Second, do you have a Disaster Recovery plan in place? Sure, this was no natural disaster (as Marco shared in his story) or ransomeware/malware attack (as Luis shared), but a critical recovery scenario regardless. As such, a viable DR plan was needed. So make sure to review your recovery processes regularly. We can’t foresee every disaster scenario, but we can have a general high-level recovery plan in place to help guide us during recovery when various situations occur.
Lastly → mitigate the potential of the issue reoccurring in the future. Back to what I shared earlier about discussing this configuration with a fellow Vanguard. In testing BfSS more, it became apparent to us exposing datastore Volumes to the Proxy can potentially be hazardous (oh really??? ) and is not necessary, as Veeam just needs to interact with the Volume snapshot, not the Volume itself. As such, obviously after what just happened to me, I removed all my datastore Volumes from my Proxies. Keep in mind, when doing so, though your BfSS still works, if for some reason this transport mode fails (though in the 5+ yrs of me using this, it hasn’t not worked), your jobs won’t fail over to DirectSAN mode, but rather NBD, because the datastore Volume isn’t allocated to the Proxy. For me, I’m completely ok with this Another configuration you can enable to help mitigate against this potential self-inflicted disaster is within Diskpart, configure your datastore Volumes to be “Offline Shared” using the san command, giving your Proxies only read access to the Volumes. Whether you can enable this option is dependent on the storage vendor used, so verify via their documentation.

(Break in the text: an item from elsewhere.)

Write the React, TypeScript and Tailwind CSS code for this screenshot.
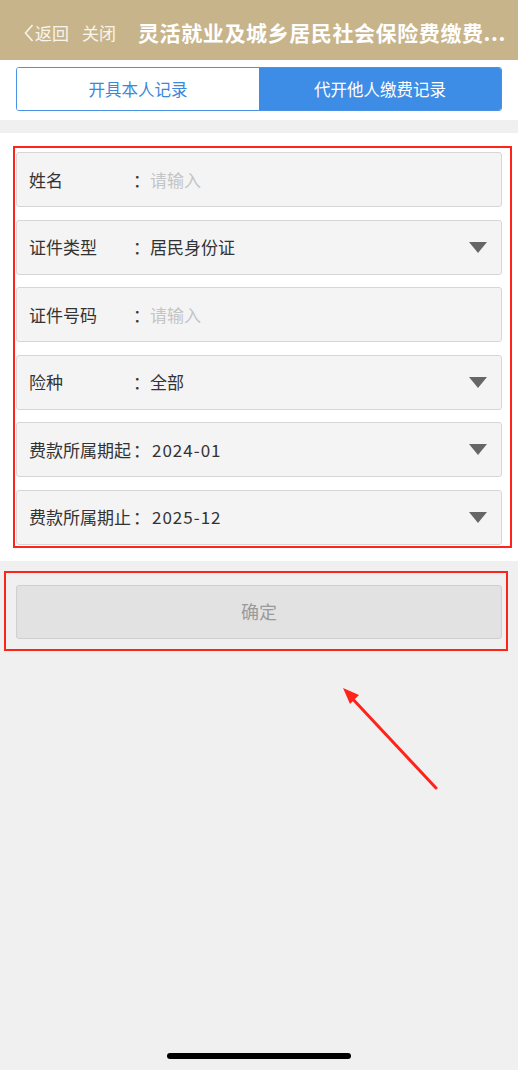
import React from "react";

const font = { fontFamily: '"Noto Sans CJK SC", "Noto Sans", sans-serif' };

function Caret() {
  return (
    <svg width="18" height="11" viewBox="0 0 18 11" className="shrink-0">
      <path d="M0 0 H18 L9 11 Z" fill="#666666" />
    </svg>
  );
}

type Field = { label: string; value: string; placeholder?: boolean; select?: boolean; digits?: boolean };

const fields: Field[] = [
  { label: "姓名", value: "请输入", placeholder: true },
  { label: "证件类型", value: "居民身份证", select: true },
  { label: "证件号码", value: "请输入", placeholder: true },
  { label: "险种", value: "全部", select: true },
  { label: "费款所属期起", value: "2024-01", select: true, digits: true },
  { label: "费款所属期止", value: "2025-12", select: true, digits: true },
];

export default function App() {
  return (
    <div
      className="relative w-[518px] h-[1070px] bg-[#f0f0f0] overflow-hidden"
      style={font}
    >
      {/* Header */}
      <div className="h-[60px] bg-[#c8b48b] flex items-center pt-[6px] pl-[24px] text-white">
        <div className="flex items-center text-[17px] text-[#f8f4ec]">
          <svg width="10" height="18" viewBox="0 0 10 18" className="mr-[1px]">
            <path d="M8.5 1 L1.5 9 L8.5 17" stroke="#f8f4ec" strokeWidth="1.6" fill="none" />
          </svg>
          <span>返回</span>
          <span className="ml-[13px]">关闭</span>
        </div>
        <div className="ml-[22px] text-[21px] font-bold tracking-[0.6px] whitespace-nowrap">
          灵活就业及城乡居民社会保险费缴费...
        </div>
      </div>

      {/* Tabs */}
      <div className="bg-white pt-[7px] pb-[9px] px-[16px]">
        <div className="flex h-[44px] border border-[#4a92e3] rounded-[3px] overflow-hidden">
          <div className="flex-1 flex items-center justify-center text-[16.5px] text-[#3c87d8] bg-white">
            开具本人记录
          </div>
          <div className="flex-1 flex items-center justify-center text-[16.5px] text-white bg-[#3d8de6]">
            代开他人缴费记录
          </div>
        </div>
      </div>

      <div className="h-[13px]" />

      {/* Form */}
      <div className="relative bg-white pt-[19px] pb-[16px] px-[16px]">
        <div className="flex flex-col gap-[12.5px]">
          {fields.map((f) => (
            <div
              key={f.label}
              className="h-[55px] flex items-center bg-[#f4f4f4] border border-[#d6d6d6] rounded-[3px] pl-[12px] pr-[14px] text-[17px] text-[#333333]"
            >
              <span className="w-[104px] whitespace-nowrap">{f.label}</span>
              <span className="w-[17px] text-center">：</span>
              <span
                className={
                  f.placeholder
                    ? "flex-1 text-[#c4c4c4]"
                    : f.digits
                    ? "flex-1 pl-[2px] tracking-[1px]"
                    : "flex-1"
                }
              >
                {f.value}
              </span>
              {f.select && <Caret />}
            </div>
          ))}
        </div>
        {/* annotation */}
        <div className="absolute left-[13px] top-[13px] w-[499px] h-[402px] border-[2.5px] border-[#ff2419] pointer-events-none" />
      </div>

      {/* Button */}
      <div className="relative px-[16px] pt-[24px]">
        <div className="h-[54px] flex items-center justify-center bg-[#e2e2e2] border border-[#cfcfcf] rounded-[3px] text-[18px] text-[#9a9a9a]">
          确定
        </div>
        <div className="absolute left-[4px] top-[10px] w-[504px] h-[80px] border-[2.5px] border-[#ff2419] pointer-events-none" />
      </div>

      {/* Arrow annotation */}
      <svg
        className="absolute left-[330px] top-[675px]"
        width="120"
        height="125"
        viewBox="0 0 120 125"
      >
        <path d="M106 113 L19 20" stroke="#ff2419" strokeWidth="3" strokeLinecap="round" />
        <path d="M13 13 L29 20 L20 29 Z" fill="#ff2419" />
      </svg>

      {/* Home indicator */}
      <div className="absolute left-[167px] top-[1053px] w-[184px] h-[6px] rounded-full bg-black" />
    </div>
  );
}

Well, that’s my story. What an embarrasing and humbling experience! Just to make me feel better, have any of you, in some form or another, wiped any critical data by mistake? I will say, before I became a Sr SA/SE myself, while working at a previous healthcare organization, a systems admin co-worker, while walking through our datacenter, ended up tripping over a power supply (don’t ask me why it was in a walking lane) and unplugged power to a whole rack of servers. And this was before virtualization was mainstream. Not good.